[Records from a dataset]
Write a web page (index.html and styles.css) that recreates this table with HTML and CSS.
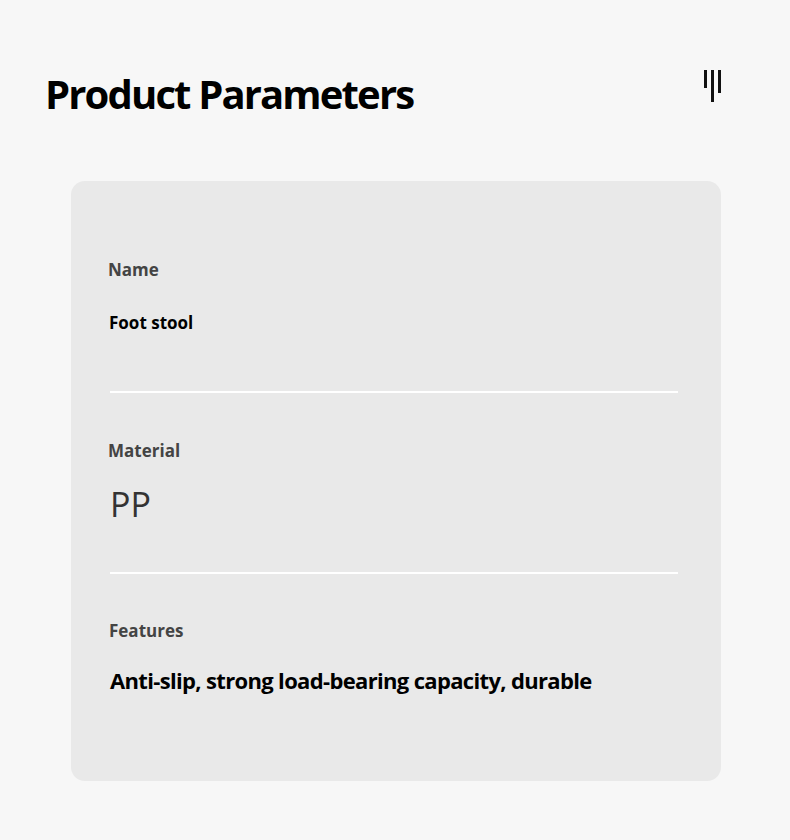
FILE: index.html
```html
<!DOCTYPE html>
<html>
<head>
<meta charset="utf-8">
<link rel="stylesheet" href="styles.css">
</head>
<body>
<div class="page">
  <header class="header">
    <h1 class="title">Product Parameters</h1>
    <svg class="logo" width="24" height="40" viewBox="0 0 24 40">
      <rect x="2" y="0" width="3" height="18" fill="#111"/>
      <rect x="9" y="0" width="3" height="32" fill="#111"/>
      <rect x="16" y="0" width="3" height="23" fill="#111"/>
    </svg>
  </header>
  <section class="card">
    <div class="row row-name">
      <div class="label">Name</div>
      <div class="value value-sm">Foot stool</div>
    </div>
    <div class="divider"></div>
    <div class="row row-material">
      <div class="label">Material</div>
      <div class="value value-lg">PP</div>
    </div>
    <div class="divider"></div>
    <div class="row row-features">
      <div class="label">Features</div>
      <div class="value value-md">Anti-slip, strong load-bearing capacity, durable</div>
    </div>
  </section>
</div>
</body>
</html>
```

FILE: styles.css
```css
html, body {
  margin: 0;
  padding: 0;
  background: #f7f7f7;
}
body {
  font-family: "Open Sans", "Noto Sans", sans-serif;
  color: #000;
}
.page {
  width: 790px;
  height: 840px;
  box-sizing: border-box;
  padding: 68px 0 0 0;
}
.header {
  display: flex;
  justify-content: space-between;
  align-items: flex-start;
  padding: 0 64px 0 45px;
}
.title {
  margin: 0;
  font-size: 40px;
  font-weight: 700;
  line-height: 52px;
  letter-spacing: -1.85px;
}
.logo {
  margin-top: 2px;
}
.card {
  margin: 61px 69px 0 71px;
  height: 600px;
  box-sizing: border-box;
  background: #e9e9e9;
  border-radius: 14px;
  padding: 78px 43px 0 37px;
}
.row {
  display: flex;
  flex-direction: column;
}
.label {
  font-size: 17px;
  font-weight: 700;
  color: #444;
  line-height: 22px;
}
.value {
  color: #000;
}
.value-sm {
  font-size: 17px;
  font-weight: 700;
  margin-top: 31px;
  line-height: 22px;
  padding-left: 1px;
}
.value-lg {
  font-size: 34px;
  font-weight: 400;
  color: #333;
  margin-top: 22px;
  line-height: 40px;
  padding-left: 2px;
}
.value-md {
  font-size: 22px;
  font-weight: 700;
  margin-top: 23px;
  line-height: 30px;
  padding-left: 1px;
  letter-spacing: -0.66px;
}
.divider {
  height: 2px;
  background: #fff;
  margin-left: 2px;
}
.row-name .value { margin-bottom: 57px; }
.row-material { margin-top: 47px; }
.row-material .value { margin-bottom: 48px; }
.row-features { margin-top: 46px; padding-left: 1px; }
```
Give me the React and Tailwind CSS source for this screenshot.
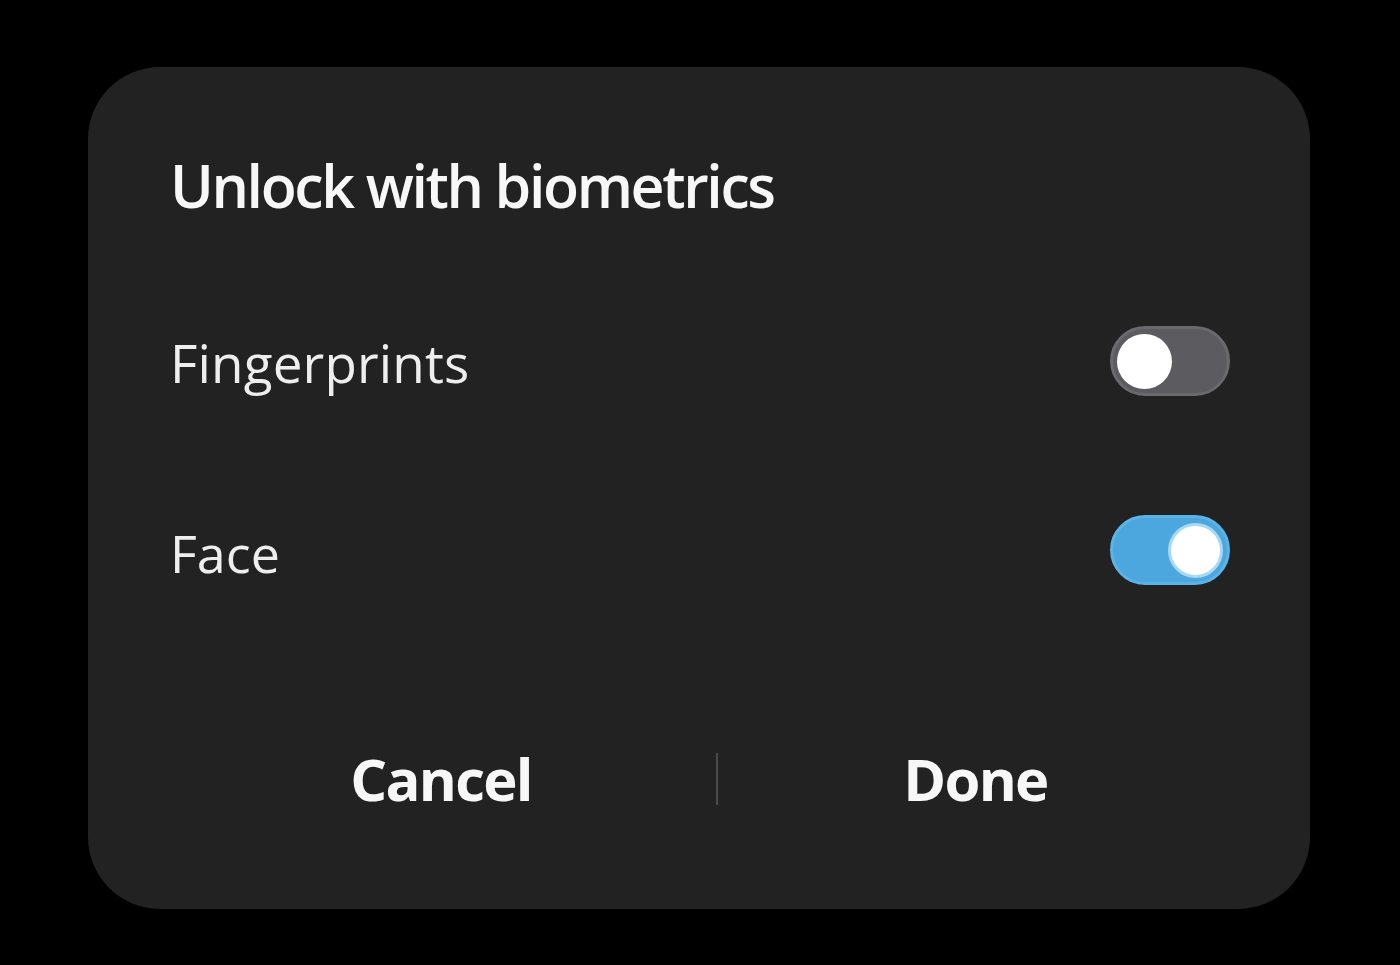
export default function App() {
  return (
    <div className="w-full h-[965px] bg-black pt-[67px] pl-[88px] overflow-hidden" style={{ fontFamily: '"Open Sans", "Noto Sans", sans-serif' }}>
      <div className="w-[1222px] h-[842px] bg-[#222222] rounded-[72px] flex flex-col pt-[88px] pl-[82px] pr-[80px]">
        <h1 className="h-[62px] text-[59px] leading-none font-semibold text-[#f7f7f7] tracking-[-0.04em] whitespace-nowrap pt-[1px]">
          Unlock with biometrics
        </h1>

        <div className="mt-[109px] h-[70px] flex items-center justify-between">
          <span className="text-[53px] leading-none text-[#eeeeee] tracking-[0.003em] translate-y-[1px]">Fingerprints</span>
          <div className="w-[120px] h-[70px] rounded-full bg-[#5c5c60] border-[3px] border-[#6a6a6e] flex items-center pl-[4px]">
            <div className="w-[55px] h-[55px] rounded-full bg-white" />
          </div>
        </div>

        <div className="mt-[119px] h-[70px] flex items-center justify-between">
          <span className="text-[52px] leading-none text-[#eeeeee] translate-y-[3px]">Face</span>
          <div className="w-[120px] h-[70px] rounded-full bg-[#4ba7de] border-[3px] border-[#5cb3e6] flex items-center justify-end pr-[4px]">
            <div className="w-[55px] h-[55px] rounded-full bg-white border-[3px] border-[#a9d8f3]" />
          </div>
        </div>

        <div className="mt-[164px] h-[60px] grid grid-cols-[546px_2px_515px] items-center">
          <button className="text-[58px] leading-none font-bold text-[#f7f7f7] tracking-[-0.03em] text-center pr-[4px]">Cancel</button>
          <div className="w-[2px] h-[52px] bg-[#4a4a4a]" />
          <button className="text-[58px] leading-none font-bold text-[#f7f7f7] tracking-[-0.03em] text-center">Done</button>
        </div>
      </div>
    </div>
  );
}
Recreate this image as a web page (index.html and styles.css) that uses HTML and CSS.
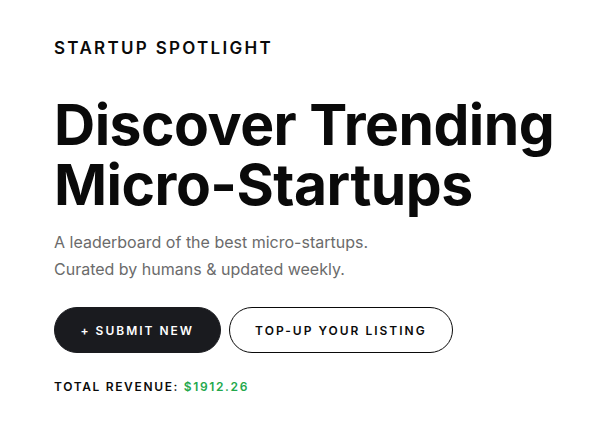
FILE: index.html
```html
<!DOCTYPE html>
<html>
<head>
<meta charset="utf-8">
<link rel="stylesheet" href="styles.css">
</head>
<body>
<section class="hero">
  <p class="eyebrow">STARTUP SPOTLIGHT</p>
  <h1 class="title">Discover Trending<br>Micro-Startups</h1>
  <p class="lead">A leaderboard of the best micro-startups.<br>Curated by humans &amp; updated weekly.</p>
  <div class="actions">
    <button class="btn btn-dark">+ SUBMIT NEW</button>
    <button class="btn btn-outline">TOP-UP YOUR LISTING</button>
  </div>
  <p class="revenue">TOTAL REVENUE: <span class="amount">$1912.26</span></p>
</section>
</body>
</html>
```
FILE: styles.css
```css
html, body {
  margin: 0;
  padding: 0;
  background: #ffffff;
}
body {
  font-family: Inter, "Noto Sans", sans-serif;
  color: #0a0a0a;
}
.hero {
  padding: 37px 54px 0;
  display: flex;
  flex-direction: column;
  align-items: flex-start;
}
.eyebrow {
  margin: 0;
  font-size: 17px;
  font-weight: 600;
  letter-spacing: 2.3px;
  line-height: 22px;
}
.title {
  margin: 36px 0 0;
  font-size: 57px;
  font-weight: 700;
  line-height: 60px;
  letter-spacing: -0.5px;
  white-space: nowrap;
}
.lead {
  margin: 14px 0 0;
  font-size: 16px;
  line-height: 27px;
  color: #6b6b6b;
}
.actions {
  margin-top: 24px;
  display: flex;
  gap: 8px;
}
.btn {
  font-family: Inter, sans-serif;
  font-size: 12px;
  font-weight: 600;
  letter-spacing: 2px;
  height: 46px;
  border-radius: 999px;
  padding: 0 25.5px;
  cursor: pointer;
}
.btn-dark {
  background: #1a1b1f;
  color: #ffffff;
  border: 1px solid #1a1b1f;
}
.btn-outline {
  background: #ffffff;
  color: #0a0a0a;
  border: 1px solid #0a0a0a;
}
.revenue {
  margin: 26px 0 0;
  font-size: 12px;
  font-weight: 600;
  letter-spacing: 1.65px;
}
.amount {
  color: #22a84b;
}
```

*Aim of the exercise*:
Give back every line exactly as it stands, pictures excluded.

*Full output*:
Write a web page (index.html and styles.css) that recreates this table with HTML and CSS.
FILE: index.html
```html
<!DOCTYPE html>
<html>
<head>
<meta charset="utf-8">
<link rel="stylesheet" href="styles.css">
</head>
<body>
<div class="page">
  <header class="header">
    <h1 class="title">Product Parameters</h1>
    <svg class="logo" width="24" height="40" viewBox="0 0 24 40">
      <rect x="2" y="0" width="3" height="18" fill="#111"/>
      <rect x="9" y="0" width="3" height="32" fill="#111"/>
      <rect x="16" y="0" width="3" height="23" fill="#111"/>
    </svg>
  </header>
  <section class="card">
    <div class="row row-name">
      <div class="label">Name</div>
      <div class="value value-sm">Foot stool</div>
    </div>
    <div class="divider"></div>
    <div class="row row-material">
      <div class="label">Material</div>
      <div class="value value-lg">PP</div>
    </div>
    <div class="divider"></div>
    <div class="row row-features">
      <div class="label">Features</div>
      <div class="value value-md">Anti-slip, strong load-bearing capacity, durable</div>
    </div>
  </section>
</div>
</body>
</html>
```

FILE: styles.css
```css
html, body {
  margin: 0;
  padding: 0;
  background: #f7f7f7;
}
body {
  font-family: "Open Sans", "Noto Sans", sans-serif;
  color: #000;
}
.page {
  width: 790px;
  height: 840px;
  box-sizing: border-box;
  padding: 68px 0 0 0;
}
.header {
  display: flex;
  justify-content: space-between;
  align-items: flex-start;
  padding: 0 64px 0 45px;
}
.title {
  margin: 0;
  font-size: 40px;
  font-weight: 700;
  line-height: 52px;
  letter-spacing: -1.85px;
}
.logo {
  margin-top: 2px;
}
.card {
  margin: 61px 69px 0 71px;
  height: 600px;
  box-sizing: border-box;
  background: #e9e9e9;
  border-radius: 14px;
  padding: 78px 43px 0 37px;
}
.row {
  display: flex;
  flex-direction: column;
}
.label {
  font-size: 17px;
  font-weight: 700;
  color: #444;
  line-height: 22px;
}
.value {
  color: #000;
}
.value-sm {
  font-size: 17px;
  font-weight: 700;
  margin-top: 31px;
  line-height: 22px;
  padding-left: 1px;
}
.value-lg {
  font-size: 34px;
  font-weight: 400;
  color: #333;
  margin-top: 22px;
  line-height: 40px;
  padding-left: 2px;
}
.value-md {
  font-size: 22px;
  font-weight: 700;
  margin-top: 23px;
  line-height: 30px;
  padding-left: 1px;
  letter-spacing: -0.66px;
}
.divider {
  height: 2px;
  background: #fff;
  margin-left: 2px;
}
.row-name .value { margin-bottom: 57px; }
.row-material { margin-top: 47px; }
.row-material .value { margin-bottom: 48px; }
.row-features { margin-top: 46px; padding-left: 1px; }
```
Give me the React and Tailwind CSS source for this screenshot.
export default function App() {
  return (
    <div className="w-full h-[965px] bg-black pt-[67px] pl-[88px] overflow-hidden" style={{ fontFamily: '"Open Sans", "Noto Sans", sans-serif' }}>
      <div className="w-[1222px] h-[842px] bg-[#222222] rounded-[72px] flex flex-col pt-[88px] pl-[82px] pr-[80px]">
        <h1 className="h-[62px] text-[59px] leading-none font-semibold text-[#f7f7f7] tracking-[-0.04em] whitespace-nowrap pt-[1px]">
          Unlock with biometrics
        </h1>

        <div className="mt-[109px] h-[70px] flex items-center justify-between">
          <span className="text-[53px] leading-none text-[#eeeeee] tracking-[0.003em] translate-y-[1px]">Fingerprints</span>
          <div className="w-[120px] h-[70px] rounded-full bg-[#5c5c60] border-[3px] border-[#6a6a6e] flex items-center pl-[4px]">
            <div className="w-[55px] h-[55px] rounded-full bg-white" />
          </div>
        </div>

        <div className="mt-[119px] h-[70px] flex items-center justify-between">
          <span className="text-[52px] leading-none text-[#eeeeee] translate-y-[3px]">Face</span>
          <div className="w-[120px] h-[70px] rounded-full bg-[#4ba7de] border-[3px] border-[#5cb3e6] flex items-center justify-end pr-[4px]">
            <div className="w-[55px] h-[55px] rounded-full bg-white border-[3px] border-[#a9d8f3]" />
          </div>
        </div>

        <div className="mt-[164px] h-[60px] grid grid-cols-[546px_2px_515px] items-center">
          <button className="text-[58px] leading-none font-bold text-[#f7f7f7] tracking-[-0.03em] text-center pr-[4px]">Cancel</button>
          <div className="w-[2px] h-[52px] bg-[#4a4a4a]" />
          <button className="text-[58px] leading-none font-bold text-[#f7f7f7] tracking-[-0.03em] text-center">Done</button>
        </div>
      </div>
    </div>
  );
}
Recreate this image as a web page (index.html and styles.css) that uses HTML and CSS.
FILE: index.html
```html
<!DOCTYPE html>
<html>
<head>
<meta charset="utf-8">
<link rel="stylesheet" href="styles.css">
</head>
<body>
<section class="hero">
  <p class="eyebrow">STARTUP SPOTLIGHT</p>
  <h1 class="title">Discover Trending<br>Micro-Startups</h1>
  <p class="lead">A leaderboard of the best micro-startups.<br>Curated by humans &amp; updated weekly.</p>
  <div class="actions">
    <button class="btn btn-dark">+ SUBMIT NEW</button>
    <button class="btn btn-outline">TOP-UP YOUR LISTING</button>
  </div>
  <p class="revenue">TOTAL REVENUE: <span class="amount">$1912.26</span></p>
</section>
</body>
</html>
```
FILE: styles.css
```css
html, body {
  margin: 0;
  padding: 0;
  background: #ffffff;
}
body {
  font-family: Inter, "Noto Sans", sans-serif;
  color: #0a0a0a;
}
.hero {
  padding: 37px 54px 0;
  display: flex;
  flex-direction: column;
  align-items: flex-start;
}
.eyebrow {
  margin: 0;
  font-size: 17px;
  font-weight: 600;
  letter-spacing: 2.3px;
  line-height: 22px;
}
.title {
  margin: 36px 0 0;
  font-size: 57px;
  font-weight: 700;
  line-height: 60px;
  letter-spacing: -0.5px;
  white-space: nowrap;
}
.lead {
  margin: 14px 0 0;
  font-size: 16px;
  line-height: 27px;
  color: #6b6b6b;
}
.actions {
  margin-top: 24px;
  display: flex;
  gap: 8px;
}
.btn {
  font-family: Inter, sans-serif;
  font-size: 12px;
  font-weight: 600;
  letter-spacing: 2px;
  height: 46px;
  border-radius: 999px;
  padding: 0 25.5px;
  cursor: pointer;
}
.btn-dark {
  background: #1a1b1f;
  color: #ffffff;
  border: 1px solid #1a1b1f;
}
.btn-outline {
  background: #ffffff;
  color: #0a0a0a;
  border: 1px solid #0a0a0a;
}
.revenue {
  margin: 26px 0 0;
  font-size: 12px;
  font-weight: 600;
  letter-spacing: 1.65px;
}
.amount {
  color: #22a84b;
}
```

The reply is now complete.